Tuesday, March 20, 2012

Granada at Barcelona, 3.20.12: Messi, There is No Second


I’ve been watching sports for a long time now. When I say that the first Redskins game I attended at RFK featured a Manning at starting quarterback for the opposing team, I don’t mean Eli or Peyton, but their father Archie. Nearly thirty years later, I saw Peyton play live in an AFC championship game, when his Colts were beaten by Tom Brady’s Patriots. I’ve been to three Super Bowls that included such Hall of Famers as Marcus Allen, John Elway, and Art Monk.
As for other sports, I saw Carl Yastrzemski in Fenway Park hit a double on his fortieth birthday, Jim Palmer pitch in Memorial Stadium, and Barry Bonds play in Candlestick Park. On TV, I reveled in watching Larry Bird’s Celtics play Magic Johnson’s Lakers and, later, Michael Jordan’s Bulls play virtually any team. I watched Arthur Ashe beat Jimmy Connors at Wimbledon in 1975, then devoured the Borg-McEnroe years. I watched live as Nadia Comaneci scored her perfect ten at the 1976 Olympics, and in 1999 watched as Michael Johnson destroyed the 400 meter record.
The point is, I’m no soccer snob. I love almost all sports and have logged many hours watching them. And yet, I can’t think of any athlete that has so consistently amazed me with his brilliance as Lionel Messi. There is no second. I just watched a replay of today’s Barcelona-Granada game, whose rather bizarre 5-3 score line doesn’t begin to indicate Barcelona’s dominance.
Messi had another awesome performance, starting with an assist and ending with three goals. Each goal was unique, technically demanding, and aesthetically pleasing. The first was a one-time low shot off a deflected Isaac Cuenca cross. Messi timed the strike perfectly, hitting the ball cleanly with the side of his foot. The ball skipped off the turf like a stone off water before slamming into the far post and in. The second goal came off a Dani Alves chip behind the defense. (Alves and Messi worked beautifully together all night, including three sequences in which they exchanged multiple short passes amidst befuddled Granada defenders). Messi took down Alves’s pass with a quick and deft touch that transformed seamlessly into a quick and deft arcing shot over the sprawled keeper. Just about everything Messi does is quick and deft, almost amazingly so.
Messi’s third goal might have been his most impressive, but I simply don’t know. He made a run into the box and received another excellent pass from Alves. Messi proceeded to make a number of composed, inhumanly quick and sure touches on the ball, dribbling around the Grenada keeper and ultimately firing a high shot into side netting of the far post.

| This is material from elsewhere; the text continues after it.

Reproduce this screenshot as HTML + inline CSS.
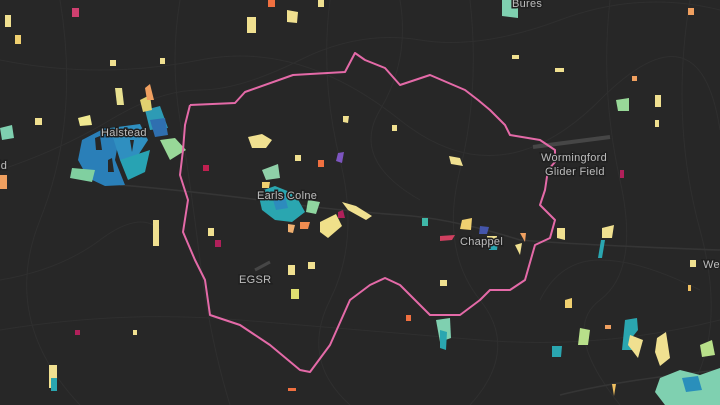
<!DOCTYPE html>
<html><head><meta charset="utf-8">
<style>
html,body{margin:0;padding:0;background:#272727;}
svg{display:block}
text{font-family:"Liberation Sans",sans-serif;font-size:11px;fill:#bdbdbd;stroke:#1f1f1f;stroke-width:3px;paint-order:stroke;letter-spacing:0.3px}
</style></head>
<body>
<svg width="720" height="405" viewBox="0 0 720 405" xmlns="http://www.w3.org/2000/svg">
<rect width="720" height="405" fill="#272727"/>
<g fill="none" stroke="#2f2f2f" stroke-width="1">
<path d="M0 170 Q60 150 110 120 T200 90 T300 60 T420 40 T560 20 T720 10"/>
<path d="M180 0 Q170 60 180 120 T200 260 T230 405"/>
<path d="M330 0 Q320 80 340 160 T330 300 T350 405"/>
<path d="M470 0 Q480 90 460 170 T480 300 T470 405"/>
<path d="M610 0 Q600 90 620 180 T600 300 T620 405"/>
<path d="M0 330 Q120 310 240 320 T480 340 T720 320"/>
<path d="M0 60 Q100 80 200 60 T400 120 T600 100 T720 130"/>
<path d="M60 0 Q80 120 40 220 T80 405"/>
<path d="M690 0 Q670 120 700 230 T680 405"/>
<path d="M400 0 Q410 60 380 110 T420 200"/>
<path d="M540 300 Q560 260 600 260 T700 290"/>
<path d="M0 280 Q60 270 100 240 T160 230"/>
</g>
<g fill="none" stroke="#353535" stroke-width="1.6">
<path d="M120 185 Q180 190 260 200 Q330 210 400 215 Q450 218 520 240 Q580 245 720 250"/>
<path d="M560 395 Q620 380 720 370"/>
</g>
<path d="M533 147 L610 137" stroke="#464646" stroke-width="4"/>
<path d="M255 270 L270 262" stroke="#464646" stroke-width="3"/>
<g>
<!-- Halstead cluster -->
<path d="M82 140 L105 128 L120 133 L115 160 L125 185 L105 186 L88 178 L78 160Z" fill="#2a7fb8"/>
<path d="M110 128 L140 124 L148 140 L135 160 L120 160Z" fill="#2f8fc0"/>
<path d="M120 160 L150 150 L145 172 L128 180Z" fill="#28a3b3"/>
<path d="M95 138 L100 136 L102 150 L96 150Z M108 160 L112 158 L114 172 L108 172Z M130 140 L134 140 L132 152Z" fill="#272727"/>
<path d="M72 168 L95 170 L92 182 L70 178Z" fill="#80d0a0"/>
<path d="M145 110 L160 106 L168 128 L150 130Z" fill="#2d9bb5"/>
<path d="M115 88 L122 88 L124 105 L117 105Z" fill="#e8e090"/>
<path d="M140 100 L150 95 L152 110 L143 112Z" fill="#e0d070"/>
<path d="M160 140 L175 138 L186 150 L170 160Z" fill="#98d898"/>
<path d="M150 120 L165 118 L168 135 L155 137Z" fill="#2f6fb0"/>
<path d="M78 118 L90 115 L92 125 L80 126Z" fill="#f0e890"/>
<path d="M145 88 L150 84 L154 100 L147 100Z" fill="#f0a060"/>
<!-- Earls Colne cluster -->
<path d="M258 192 L275 186 L295 194 L305 212 L292 222 L275 220 L262 210Z" fill="#2aa6b0"/>
<path d="M272 196 L284 193 L288 208 L276 210Z" fill="#2d8bbd"/>
<path d="M308 200 L320 202 L316 214 L306 212Z" fill="#8fd6a0"/>
<path d="M320 222 L336 214 L342 226 L328 238 L320 232Z" fill="#f0e08a"/>
<path d="M342 202 L356 206 L372 216 L366 220 L348 210Z" fill="#f0e090"/>
<path d="M300 222 L310 222 L308 229 L300 229Z" fill="#f08c50"/>
<path d="M262 170 L278 164 L280 178 L266 180Z" fill="#8fd0a8"/>
<path d="M262 182 L270 182 L269 188 L262 188Z" fill="#f0d070"/>
<path d="M338 212 L343 210 L345 218 L338 218Z" fill="#b0205a"/>
<path d="M288 224 L295 225 L293 233 L288 232Z" fill="#f0b070"/>
<path d="M248 137 L262 134 L272 140 L266 148 L252 148Z" fill="#f0e090"/>
<!-- Chappel -->
<path d="M462 220 L472 218 L471 230 L460 229Z" fill="#f0d070"/>
<path d="M480 226 L489 227 L487 234 L479 234Z" fill="#4455aa"/>
<path d="M487 236 L497 236 L496 248 L488 247Z" fill="#f0e090"/>
<path d="M440 236 L455 235 L452 240 L440 241Z" fill="#d04060"/>
<path d="M490 242 L498 242 L497 250 L489 250Z" fill="#2aa6b0"/>
<path d="M422 218 L428 218 L428 226 L422 226Z" fill="#3fb8a8"/>
<path d="M515 245 L522 243 L520 255Z" fill="#f0e090"/>
<path d="M520 233 L526 233 L525 242Z" fill="#f0a060"/>
<path d="M557 228 L565 228 L565 240 L557 238Z" fill="#f0e090"/>
<path d="M602 228 L614 225 L612 238 L602 238Z" fill="#f0e090"/>
<path d="M601 240 L605 240 L602 258 L598 258Z" fill="#2aa6b0"/>
<!-- Bottom right -->
<path d="M660 378 L680 370 L700 375 L720 368 L720 405 L665 405 L655 392Z" fill="#7fd0b0"/>
<path d="M682 378 L698 376 L702 390 L686 392Z" fill="#2a8fbb"/>
<path d="M625 320 L637 318 L638 330 L630 340 L632 350 L622 350Z" fill="#2aa6b0"/>
<path d="M630 335 L643 340 L638 358 L628 345Z" fill="#f0e090"/>
<path d="M657 338 L666 332 L670 358 L660 366 L655 352Z" fill="#f0e090"/>
<path d="M580 328 L590 330 L588 345 L578 345Z" fill="#b8e08a"/>
<path d="M552 346 L562 346 L561 357 L552 357Z" fill="#2aa6b0"/>
<path d="M565 300 L572 298 L572 308 L565 308Z" fill="#f0d070"/>
<path d="M612 384 L616 384 L614 396Z" fill="#f0c060"/>
<path d="M700 345 L712 340 L715 355 L702 357Z" fill="#b8e08a"/>
<path d="M436 320 L450 318 L451 338 L440 342Z" fill="#7fd0b0"/>
<path d="M440 330 L447 332 L446 350 L440 348Z" fill="#2aa6b0"/>
<!-- scattered -->
<path d="M0 128 L12 125 L14 138 L2 140Z" fill="#7fd0b0"/>
<path d="M0 175 L7 175 L7 189 L0 189Z" fill="#f0a060"/>
<path d="M153 220 L159 220 L159 246 L153 246Z" fill="#f0e090"/>
<path d="M49 365 L57 365 L57 388 L49 388Z" fill="#f0e090"/>
<path d="M51 378 L57 378 L57 391 L51 391Z" fill="#2aa6b0"/>
<path d="M208 228 L214 228 L214 236 L208 236Z" fill="#f0e090"/>
<path d="M215 240 L221 240 L221 247 L215 247Z" fill="#b0205a"/>
<path d="M203 165 L209 165 L209 171 L203 171Z" fill="#c02050"/>
<path d="M295 155 L301 155 L301 161 L295 161Z" fill="#f0e090"/>
<path d="M318 160 L324 160 L324 167 L318 167Z" fill="#f07040"/>
<path d="M338 153 L344 152 L342 163 L336 161Z" fill="#7d55c0"/>
<path d="M343 116 L349 116 L348 123 L343 122Z" fill="#f0e090"/>
<path d="M392 125 L397 125 L397 131 L392 131Z" fill="#f0e090"/>
<path d="M449 156 L460 158 L463 166 L451 164Z" fill="#f0e090"/>
<path d="M288 265 L295 265 L295 275 L288 275Z" fill="#f0e090"/>
<path d="M291 289 L299 289 L299 299 L291 299Z" fill="#e0e070"/>
<path d="M308 262 L315 262 L315 269 L308 269Z" fill="#f0e090"/>
<path d="M440 280 L447 280 L447 286 L440 286Z" fill="#f0e090"/>
<path d="M406 315 L411 315 L411 321 L406 321Z" fill="#f07040"/>
<path d="M288 388 L296 388 L296 391 L288 391Z" fill="#f07040"/>
<path d="M75 330 L80 330 L80 335 L75 335Z" fill="#b0205a"/>
<path d="M35 118 L42 118 L42 125 L35 125Z" fill="#f0e090"/>
<path d="M160 58 L165 58 L165 64 L160 64Z" fill="#f0e090"/>
<path d="M110 60 L116 60 L116 66 L110 66Z" fill="#f0e090"/>
<path d="M72 8 L79 8 L79 17 L72 17Z" fill="#d04070"/>
<path d="M5 15 L11 15 L11 27 L5 27Z" fill="#f0e090"/>
<path d="M15 35 L21 35 L21 44 L15 44Z" fill="#f0d070"/>
<path d="M247 17 L256 17 L256 33 L247 33Z" fill="#f0e090"/>
<path d="M268 0 L275 0 L275 7 L268 7Z" fill="#f07040"/>
<path d="M287 10 L298 12 L297 23 L287 22Z" fill="#f0e090"/>
<path d="M318 0 L324 0 L324 7 L318 7Z" fill="#f0e090"/>
<path d="M502 0 L518 0 L518 18 L502 16Z" fill="#7fd0b0"/>
<path d="M512 55 L519 55 L519 59 L512 59Z" fill="#f0e090"/>
<path d="M555 68 L564 68 L564 72 L555 72Z" fill="#f0e090"/>
<path d="M632 76 L637 76 L637 81 L632 81Z" fill="#f0a060"/>
<path d="M616 100 L629 98 L629 111 L618 111Z" fill="#98d898"/>
<path d="M655 95 L661 95 L661 107 L655 107Z" fill="#f0e090"/>
<path d="M688 8 L694 8 L694 15 L688 15Z" fill="#f0a060"/>
<path d="M655 120 L659 120 L659 127 L655 127Z" fill="#f0e090"/>
<path d="M620 170 L624 170 L624 178 L620 178Z" fill="#b0205a"/>
<path d="M688 285 L691 285 L691 291 L688 291Z" fill="#f0c060"/>
<path d="M605 325 L611 325 L611 329 L605 329Z" fill="#f0a060"/>
<path d="M690 260 L696 260 L696 267 L690 267Z" fill="#f0e090"/>
<path d="M133 330 L137 330 L137 335 L133 335Z" fill="#f0e090"/>
</g>
<polyline fill="none" stroke="#e46aa8" stroke-width="2" stroke-linejoin="round" points="190,105 235,103 245,92 293,75 345,72 355,53 365,60 385,68 400,85 430,75 465,90 478,100 490,110 505,125 510,135 540,140 555,150 555,162 548,170 545,190 540,205 555,220 550,238 535,245 525,280 510,290 490,290 480,300 460,315 430,315 415,300 400,285 385,278 370,285 350,300 330,345 310,372 300,370 270,345 240,325 210,315 205,280 195,260 183,232 188,200 180,175 183,150 185,125 190,105"/>
<text x="101" y="136">Halstead</text>
<text x="257" y="199">Earls Colne</text>
<text x="460" y="245">Chappel</text>
<text x="239" y="283">EGSR</text>
<text x="541" y="161">Wormingford</text>
<text x="545" y="175">Glider Field</text>
<text x="703" y="268">We</text>
<text x="512" y="7">Bures</text>
<text x="-2" y="169">ld</text>
</svg>
</body></html>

I could go on and on, just about this game. Messi’s passing and vision were as usual stunningly good, better even than his teammate Andres Iniesta’s. Messi’s long, accurate pass to Thiago in the 37th minute, for example, almost certainly should have led to Messi’s second assist of the night. The same could be said of Messi’s sublime through ball to Cristian Tello in the 76th minute. Messi’s equally sublime exchange with Iniesta, which ended in a savage Messi shot from about a yard off the end line, did lead directly to a rebound and a goal by Tello. Technically it wasn’t an assist for Messi, but really it was.
As virtually everyone who follows soccer already knows, Messi’s hat trick tonight moved him into first place on Barcelona’s all-time list of goal scorers, breaking a 57-year-old record. Messi himself is only 24. Given how many great athletes around the globe play soccer for a living—no other sport even comes close—the fact that Messi has so distanced himself from every other player in the world is not just remarkable, it’s scarcely believable. If you have a kid that likes sports, sit him or her down and watch Barcelona now, while Messi is in his prime. Years from now, that person will thank you.